Nelson Eizirik[1]
A Lei das S.A. (Lei 6.404/76), em seu artigo 265, disciplina os grupos de sociedades, constituídos mediante uma convenção pela qual elas se obrigam a combinar esforços e recursos para realizar os respectivos objetos, ou a participar de empreendimentos comuns. São os “grupos de direito”, em oposição aos chamados “grupos de fato”, aqueles integrados por sociedades relacionadas por meio de participação acionária, sem que entre elas exista uma relação contratual. Nos dois casos temos os denominados, na prática dos negócios, “grupos econômicos”.
A abrangência da cláusula compromissória – instrumento contratual que obriga as partes a submeter seus conflitos à arbitragem – em grupo de sociedades vem sendo objeto de muita discussão. O “leading case” sobre a matéria foi julgado em 1982, de acordo com as regras do Regulamento da Corte Internacional de Arbitragem da Câmara de Comércio Internacional – CCI – no precedente denominado “Dow Chemical vs. Saint-Gobain”. No caso, o tribunal arbitral decidiu que um grupo de empresas tem, a despeito da personalidade jurídica de cada sociedade que o integra, uma realidade econômica única, que deve ser levada em consideração para a definição da competência do árbitro. Assim, entendeu que a cláusula compromissória subscrita por uma das sociedades do grupo deveria vincular as demais, em razão do papel que desempenharam na conclusão, execução ou resilição do negócio jurídico.
O reconhecimento da unidade econômica do grupo não deve, porém, levar automaticamente à extensão da cláusula compromissória firmada por uma das empresas que o integra às demais. A existência do grupo, de acordo com a doutrina, deve ser conciliada com outros requisitos, apurados em uma análise eminentemente fática, que são os seguintes: a sociedade não signatária deve ter desempenhado papel ativo nas negociações das quais decorreu o acordo em que foi inserida a cláusula compromissória; deve ter se envolvido na execução do contrato no qual consta a cláusula compromissória; e/ou sido representada, efetiva ou implicitamente, no negócio jurídico.
Entre nós a jurisprudência dos tribunais ainda é escassa sobre o assunto, mas observa-se certa tendência de se admitir a flexibilização da abrangência da cláusula compromissória quando celebrada por uma sociedade integrante de um grupo. A previsão de forma escrita para a convenção arbitral, prevista na Lei 9.307/96, não deve constituir obstáculo intransponível para a sua extensão em grupos de sociedades. Com efeito, a exigência de cláusula compromissória expressa em nosso direito deve ser vista como requisito meramente probatório, não integrando a substância do ato.

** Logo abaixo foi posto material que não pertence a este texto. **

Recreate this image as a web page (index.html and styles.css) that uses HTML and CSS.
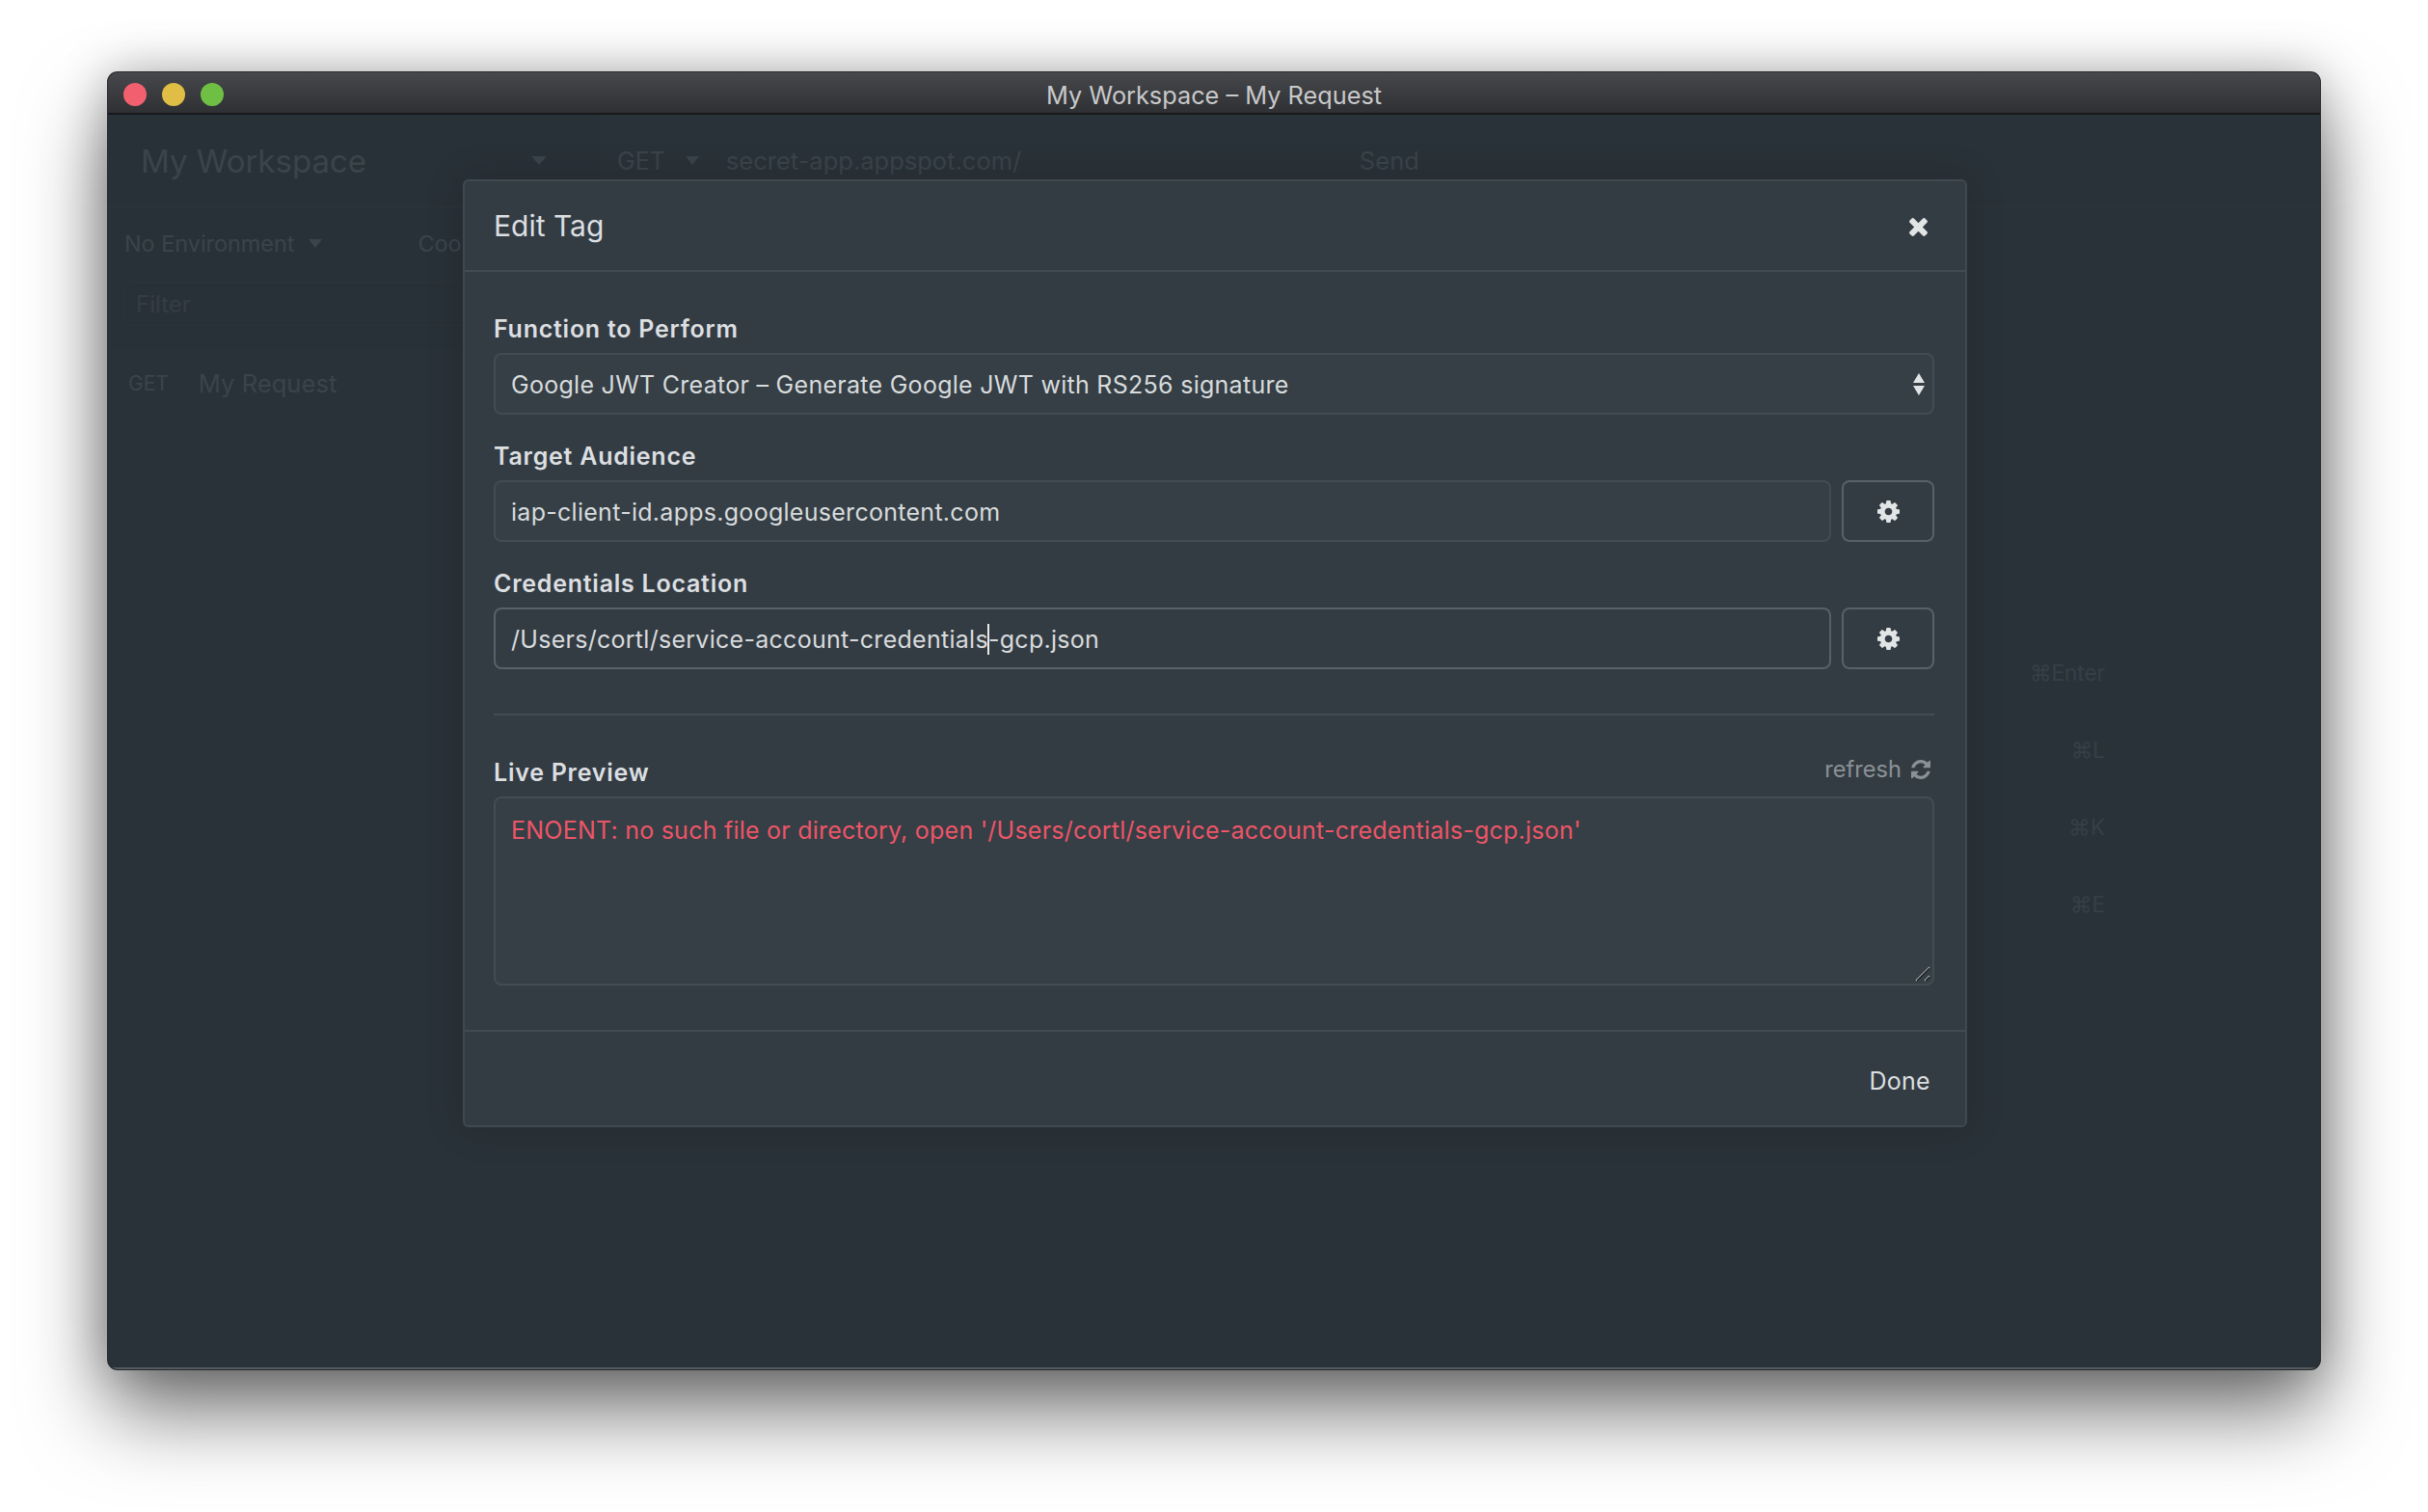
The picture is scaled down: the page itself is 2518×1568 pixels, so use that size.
FILE: index.html
```html
<!DOCTYPE html>
<html lang="en">
<head>
<meta charset="utf-8">
<title>My Workspace – My Request</title>
<link rel="stylesheet" href="styles.css">
</head>
<body>
<svg class="defs" width="0" height="0" aria-hidden="true">
  <symbol id="cog" viewBox="0 128 1536 1536"><path d="M1024 896q0-106-75-181t-181-75-181 75-75 181 75 181 181 75 181-75 75-181zm512-109v222q0 12-8 23t-20 13l-185 28q-19 54-39 91 35 50 107 138 10 12 10 25t-9 23q-27 37-99 108t-94 71q-12 0-26-9l-138-108q-44 23-91 38-16 136-29 186-7 28-36 28h-222q-14 0-24.500-8.500t-11.500-21.500l-28-184q-49-16-90-37l-141 107q-10 9-25 9-14 0-25-11-126-114-165-168-7-10-7-23 0-12 8-23 15-21 51-66.500t54-70.500q-27-50-41-99l-183-27q-13-2-21-12.500t-8-23.500v-222q0-12 8-23t19-13l186-28q14-46 39-92-40-57-107-138-10-12-10-24 0-10 9-23 26-36 98.500-107.500t94.500-71.500q13 0 26 10l138 107q44-23 91-38 16-136 29-186 7-28 36-28h222q14 0 24.500 8.500t11.500 21.500l28 184q49 16 90 37l142-107q9-9 24-9 13 0 25 10 129 119 165 170 7 8 7 22 0 12-8 23-15 21-51 66.500t-54 70.500q26 50 41 98l183 28q13 2 21 12.500t8 23.500z"/></symbol>
</svg>
<div class="window">
  <div class="titlebar">
    <div class="lights"><span class="light red"></span><span class="light yellow"></span><span class="light green"></span></div>
    <div class="title">My Workspace – My Request</div>
  </div>
  <div class="app">
    <div class="sidebar">
      <div class="ws-row"><span class="ws-name">My Workspace</span><span class="caret"></span></div>
      <div class="env-row"><span class="env">No Environment</span><span class="caret small"></span><span class="cookies">Cookies</span></div>
      <div class="filter-row"><span>Filter</span></div>
      <div class="req-row"><span class="req-method">GET</span><span class="req-name">My Request</span></div>
    </div>
    <div class="main">
      <div class="url-row"><span class="method">GET</span><span class="caret small wide"></span><span class="url">secret-app.appspot.com/</span><span class="send">Send</span></div>
      <div class="hotkeys">
        <div>⌘Enter</div><div>⌘L</div><div>⌘K</div><div>⌘E</div>
      </div>
    </div>
    <div class="modal">
      <div class="modal-head">
        <span class="modal-title">Edit Tag</span>
        <svg class="close" viewBox="110 238 1188 1316"><path d="M1298 1322q0 40-28 68l-136 136q-28 28-68 28t-68-28l-294-294-294 294q-28 28-68 28t-68-28l-136-136q-28-28-28-68t28-68l294-294-294-294q-28-28-28-68t28-68l136-136q28-28 68-28t68 28l294 294 294-294q28-28 68-28t68 28l136 136q28 28 28 68t-28 68l-294 294 294 294q28 28 28 68z"/></svg>
      </div>
      <div class="modal-body">
        <div class="label">Function to Perform</div>
        <div class="field select">
          <span>Google JWT Creator – Generate Google JWT with RS256 signature</span>
          <span class="updown"><i class="up"></i><i class="down"></i></span>
        </div>
        <div class="label">Target Audience</div>
        <div class="input-row">
          <div class="field grow">iap-client-id.apps.googleusercontent.com</div>
          <div class="gear-btn"><svg class="gear"><use href="#cog"/></svg></div>
        </div>
        <div class="label">Credentials Location</div>
        <div class="input-row">
          <div class="field grow focused"><span>/Users/cortl/service-account-credentials</span><span class="cursor"></span><span>-gcp.json</span></div>
          <div class="gear-btn"><svg class="gear"><use href="#cog"/></svg></div>
        </div>
        <hr class="rule">
        <div class="preview-head">
          <span class="label flush">Live Preview</span>
          <span class="refresh">refresh <svg class="refresh-icon" viewBox="0 128 1536 1536"><path d="M1511 1056q0 5-1 7-64 268-268 434.500t-478 166.500q-146 0-282.500-55t-243.500-157l-129 129q-19 19-45 19t-45-19-19-45v-448q0-26 19-45t45-19h448q26 0 45 19t19 45-19 45l-137 137q71 66 161 102t187 36q134 0 250-65t186-179q11-17 53-117 8-23 30-23h192q13 0 22.500 9.500t9.500 22.500zm25-800v448q0 26-19 45t-45 19h-448q-26 0-45-19t-19-45 19-45l138-138q-148-137-349-137-134 0-250 65t-186 179q-11 17-53 117-8 23-30 23h-199q-13 0-22.500-9.500t-9.500-22.500v-7q65-268 270-434.500t480-166.500q146 0 284 55.500t245 156.500l130-129q19-19 45-19t45 19 19 45z"/></svg></span>
        </div>
        <div class="preview">
          <span>ENOENT: no such file or directory, open '/Users/cortl/service-account-credentials-gcp.json'</span>
          <svg class="grip" viewBox="0 0 16 16"><path class="grip-light" d="M1 15 15 1M10 15l5-5"/><path class="grip-dark" d="M2 15 15 2M11 15l4-4"/></svg>
        </div>
      </div>
      <div class="modal-foot"><span class="done">Done</span></div>
    </div>
  </div>
</div>
</body>
</html>
```
FILE: styles.css
```css
* { box-sizing: border-box; }
html, body { margin: 0; height: 100%; }
body {
  background: #fff;
  padding: 75px 112px 0 112px;
  font-family: Inter, "Liberation Sans", sans-serif;
  overflow: hidden;
}
.defs { position: absolute; }
.window {
  height: 1345px;
  border-radius: 10px;
  background: #2a3239;
  display: flex;
  flex-direction: column;
  overflow: hidden;
  box-shadow: 0 0 0 1px #26282a, 0 44px 85px rgba(0,0,0,.55), 0 0 50px rgba(0,0,0,.25);
}
.titlebar {
  height: 44px;
  flex: none;
  position: relative;
  display: flex;
  align-items: center;
  justify-content: center;
  padding-top: 4px;
  background: linear-gradient(#47484c, #2f3034);
  border-bottom: 2px solid #16181a;
}
.lights { position: absolute; left: 16px; top: 11px; display: flex; gap: 16px; }
.light { width: 24px; height: 24px; border-radius: 50%; }
.red { background: #f2606f; }
.yellow { background: #e0bd45; }
.green { background: #70bf45; }
.title { font-size: 25.3px; color: #c8c9ca; }
.app { flex: 1; display: flex; position: relative; color: #3a444b; box-shadow: inset 0 -2px 0 #555a5e; }
.sidebar { width: 510px; flex: none; display: flex; flex-direction: column; background: linear-gradient(#293138 244px, transparent 244px); margin-bottom: 2px; }
.ws-row { height: 96px; flex: none; padding: 0 55px 0 34px; display: flex; align-items: center; justify-content: space-between; border-bottom: 1px solid #2d353b; }
.ws-name { font-size: 33px; }
.caret { flex: none; width: 0; height: 0; border-left: 8.5px solid transparent; border-right: 8.5px solid transparent; border-top: 9px solid currentColor; }
.caret.small { border-left-width: 7.5px; border-right-width: 7.5px; border-top-width: 9px; margin-left: 15px; }
.caret.wide { margin-left: 21px; }
.env-row { height: 74px; flex: none; padding-left: 17px; display: flex; align-items: center; font-size: 23.4px; }
.cookies { margin-left: 99px; }
.filter-row { height: 46px; flex: none; margin: 3px 16px 0; padding-left: 12px; display: flex; align-items: center; font-size: 24px; color: #343d44; border: 1px solid #2c343a; border-radius: 6px; }
.req-row { height: 70px; flex: none; margin-top: 24px; padding-left: 21px; display: flex; align-items: center; font-size: 25.6px; }
.req-method { font-size: 21px; margin-right: 31px; }
.main { flex: 1; display: flex; flex-direction: column; }
.url-row { height: 96px; flex: none; padding-left: 18px; display: flex; align-items: center; font-size: 25px; border-bottom: 1px solid #2d353b; }
.url { margin-left: 28px; width: 657px; font-size: 25.5px; }
.send { font-size: 25.6px; }
.hotkeys { margin-top: 443px; padding-right: 223px; display: flex; flex-direction: column; align-items: flex-end; font-size: 22.5px; color: #363f46; }
.hotkeys div { height: 80px; line-height: 80px; }
.modal {
  position: absolute;
  left: 368px;
  top: 67px;
  width: 1560px;
  height: 983px;
  background: #343c43;
  border: 2px solid #3f4a50;
  border-radius: 6px;
  display: flex;
  flex-direction: column;
  color: #dcdfe1;
  box-shadow: 0 0 40px rgba(0,0,0,.16);
}
.modal-head {
  height: 94px;
  flex: none;
  padding: 0 38px 0 30px;
  display: flex;
  align-items: center;
  justify-content: space-between;
  border-bottom: 2px solid #414c52;
}
.modal-title { font-size: 30px; }
.close { width: 21px; height: 21px; fill: #e2e5e6; }
.modal-body { flex: 1; padding: 16px 32px 0 30px; display: flex; flex-direction: column; }
.label { font-size: 25px; font-weight: 600; letter-spacing: .75px; height: 68px; padding-top: 28px; line-height: 30px; color: #dcdfe1; }
.field {
  height: 64px;
  border: 2px solid #414d53;
  border-radius: 8px;
  background: #353f45;
  padding: 1px 16px 0;
  display: flex;
  align-items: center;
  font-size: 25px;
  letter-spacing: .28px;
  color: #d8dbdd;
}
.select { justify-content: space-between; padding-right: 8px; }
.updown { display: flex; flex-direction: column; gap: 3px; }
.updown i { width: 0; height: 0; border-left: 6px solid transparent; border-right: 6px solid transparent; }
.up { border-bottom: 10px solid #e2e5e6; }
.down { border-top: 10px solid #e2e5e6; }
.input-row { display: flex; gap: 11px; }
.grow { flex: 1; min-width: 0; }
.focused { background: #343c43; border-color: #566268; }
.cursor { width: 2px; height: 32px; background: #e6e9ea; margin-left: -1px; margin-right: -1px; }
.gear-btn { width: 96px; height: 64px; flex: none; border: 2px solid #566268; border-radius: 8px; display: flex; align-items: center; justify-content: center; }
.gear { width: 23px; height: 23px; fill: #e2e5e6; }
.rule { border: 0; border-top: 2px solid #414c52; margin: 46px 0 0; }
.preview-head { height: 84px; flex: none; display: flex; align-items: flex-end; justify-content: space-between; padding-bottom: 10px; }
.label.flush { height: 30px; padding: 0; }
.refresh { display: flex; align-items: center; gap: 10px; font-size: 23.6px; line-height: 28px; color: #8b9296; padding-right: 4px; padding-bottom: 4px; }
.refresh-icon { width: 20px; height: 20px; fill: #8b9296; }
.preview {
  height: 196px;
  flex: none;
  position: relative;
  border: 2px solid #414d53;
  border-radius: 8px;
  background: #353f45;
  padding: 18px 16px;
  font-size: 25px;
  letter-spacing: .23px;
  line-height: 30px;
  color: #ed5568;
}
.grip { position: absolute; right: 2px; bottom: 2px; width: 16px; height: 16px; fill: none; stroke-width: 1.2; }
.grip-light { stroke: #d5d8da; }
.grip-dark { stroke: #15181a; }
.modal-foot {
  height: 99px;
  flex: none;
  border-top: 2px solid #414c52;
  padding: 4px 36px 0;
  display: flex;
  align-items: center;
  justify-content: flex-end;
}
.done { font-size: 25px; letter-spacing: .3px; color: #dcdfe1; }
```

É certo que a matéria ainda não está pacificada em nosso sistema jurídico, o que somente ocorrerá com a formação de uma jurisprudência arbitral e judicial uniforme sobre a matéria.
[1] – Advogado, parecerista, árbitro, professor da FGV. O texto abaixo constitui um resumo da seção de comentários ao artigo 265 da Lei 6.404/76, contido no nosso “A Lei das S.A. Comentada”, terceira edição, no prelo.